Marches throughout the nation are celebrating International Women’s Day.


Mari Mendivil and Emma Conway

Mari Mendivil’s and Emma Conway’s rendition of International Women’s Day

I have a yellow secret stuck onto the lower right hand corner of the inside of my laptop–a sticker that reads “girl power”. Especially on a day like today, such a simple slogan reminds me of how women have changed the course of history. Around the world people of different religions and ethnicities are celebrating today, March 8th, not because it is Friday, but because it is International Women’s Day. From teachers, to doctors, to lawyers, to writers, to sisters, to mothers, today is the day where women can be recognized for their outstanding contributions to society. Even though some may say having their own special day is unnecessary, women have begun to shape the world more than they ever did before. By looking at the history of International Women’s Day and the amount of women who have participated in marches, it becomes clear that International Women’s Day is a pretty big deal.

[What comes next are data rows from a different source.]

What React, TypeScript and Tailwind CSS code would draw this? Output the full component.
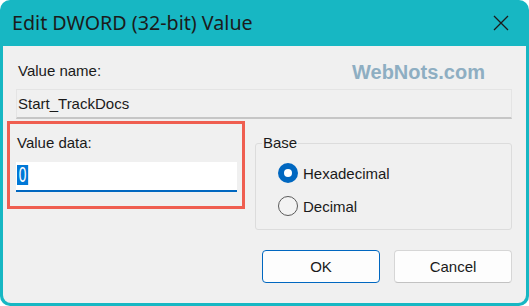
export default function App() {
  return (
    <div className="h-[306px] w-[529px] bg-white font-['Liberation_Sans',Arial,sans-serif] text-[15px] leading-[17px] text-[#1a1a1a]">
      <div className="flex h-[306px] w-[529px] flex-col rounded-[10px] bg-[#17b7c3] px-[3px] pb-[3px]">
        <div className="flex h-[46px] shrink-0 items-center justify-between pl-[9px] pr-[17px]">
          <span className="font-['Noto_Sans',sans-serif] text-[19.7px] leading-[24px] text-[#1b1b1b]">
            Edit DWORD (32-bit) Value
          </span>
          <svg width="16" height="16" viewBox="0 0 16 16" fill="none">
            <path d="M1 1L15 15M15 1L1 15" stroke="#1b1b1b" strokeWidth="1.3" />
          </svg>
        </div>
        <div className="flex flex-1 flex-col rounded-b-[8px] bg-[#f0f0f0] pl-[13px] pr-[14px]">
          <div className="flex h-[43px] items-start justify-between pt-[16px]">
            <span className="pl-[2px]">Value name:</span>
            <span className="mr-[27px] mt-[-1px] text-[20px] font-bold leading-[23px] text-[#8eaec2]">
              WebNots.com
            </span>
          </div>
          <div className="flex h-[30px] items-center border border-b-[2px] border-[#e4e4e4] border-b-[#c6c6c6] bg-[#f0f0f0] pl-[1px]">
            Start_TrackDocs
          </div>
          <div className="mt-[2px] flex items-start">
            <div className="ml-[-9px] h-[88px] w-[238px] border-[3px] border-[#ef5e50] pl-[6px] pt-[10px]">
              <div className="pl-[1px]">Value data:</div>
              <div className="mt-[11px] flex h-[30px] w-[221px] items-start border-b-[2px] border-[#0067c0] bg-white pl-[1px] pt-[3px]">
                <span className="inline-flex h-[20px] w-[18px] origin-left scale-x-[0.62] items-center justify-center bg-[#0078d7] text-[22px] leading-none text-white">
                  0
                </span>
              </div>
            </div>
            <div className="relative ml-[10px] mt-[22px] h-[87px] w-[257px] rounded-[3px] border border-[#dcdcdc] pl-[22px] pt-[19px]">
              <span className="absolute left-[6px] top-[-10px] bg-[#f0f0f0] px-[1px]">Base</span>
              <div className="flex flex-col gap-[13px]">
                <div className="flex h-[20px] items-center gap-[5px]">
                  <span className="flex h-[20px] w-[20px] items-center justify-center rounded-full bg-[#0067c0]">
                    <span className="h-[8px] w-[8px] rounded-full bg-white" />
                  </span>
                  <span>Hexadecimal</span>
                </div>
                <div className="flex h-[20px] items-center gap-[5px]">
                  <span className="h-[20px] w-[20px] rounded-full border border-[#5a5a5a] bg-[#f3f3f3]" />
                  <span>Decimal</span>
                </div>
              </div>
            </div>
          </div>
          <div className="mt-[20px] flex justify-end gap-[14px]">
            <button className="h-[33px] w-[118px] rounded-[4px] border border-[#0067c0] bg-[#fdfdfd] text-[15px] text-[#1a1a1a]">
              OK
            </button>
            <button className="h-[33px] w-[118px] rounded-[4px] border border-[#d6d6d6] border-b-[#c2c2c2] bg-[#fdfdfd] text-[15px] text-[#1a1a1a]">
              Cancel
            </button>
          </div>
        </div>
      </div>
    </div>
  );
}
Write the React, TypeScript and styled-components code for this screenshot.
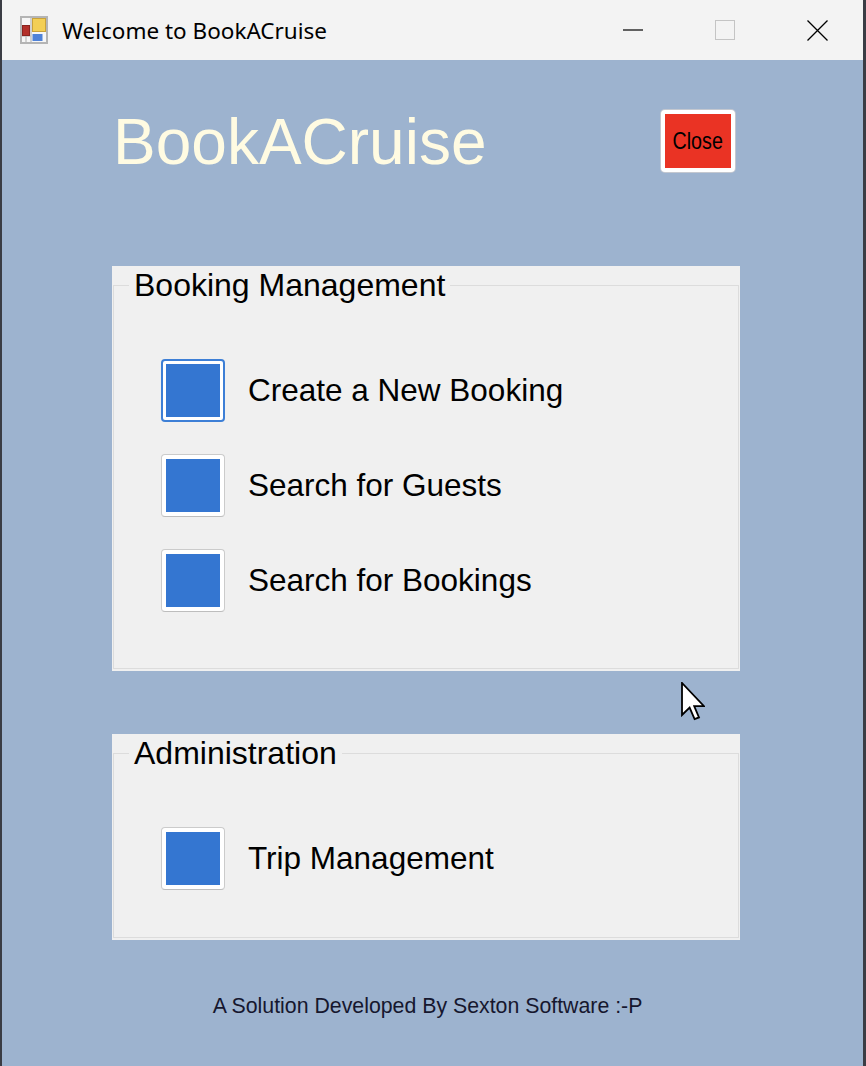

Although International Women’s Day started small, it has grown to become an international phenomenon. Originally the day was only celebrated in the United States and England as suffragettes flooded the streets. However, currently over 100 countries celebrate. In 1909 the United States celebrated its first International Women’s Day on February 28th. During “International Women’s Year” (1975) the United Nations recognized March 8th as International Women’s Day. Since then, the day has received far more attention than originally expected.

More women have begun to advocate for women’s rights and participate in rallies on March 8th. After the 2016 United States presidential election, millions of women participated in women marches. A march planned solely in Washington D.C. turned into several “sister marches” across the nation: as many as 4.6 million women attended marches in 2017. It is uncertain how many women will be attending marches in 2019, but women’s issues have become far more prominent in the last year.

what once was tiny has grown into an exceptional event”

— Emma Conway

After looking at where International Women’s Day has come from, it becomes apparent that what once was tiny has grown into an exceptional event. As I look down at something as simple as my “girl power” sticker today, it brings a tremendous amount of joy. It reminds me of the women who have shaped me into the woman I am and hope to become. Today I will thank women. Thank women who have changed the course of history. Thank women who have fought to be seen in a different way. Thank women who have taught incredibly valuable lessons.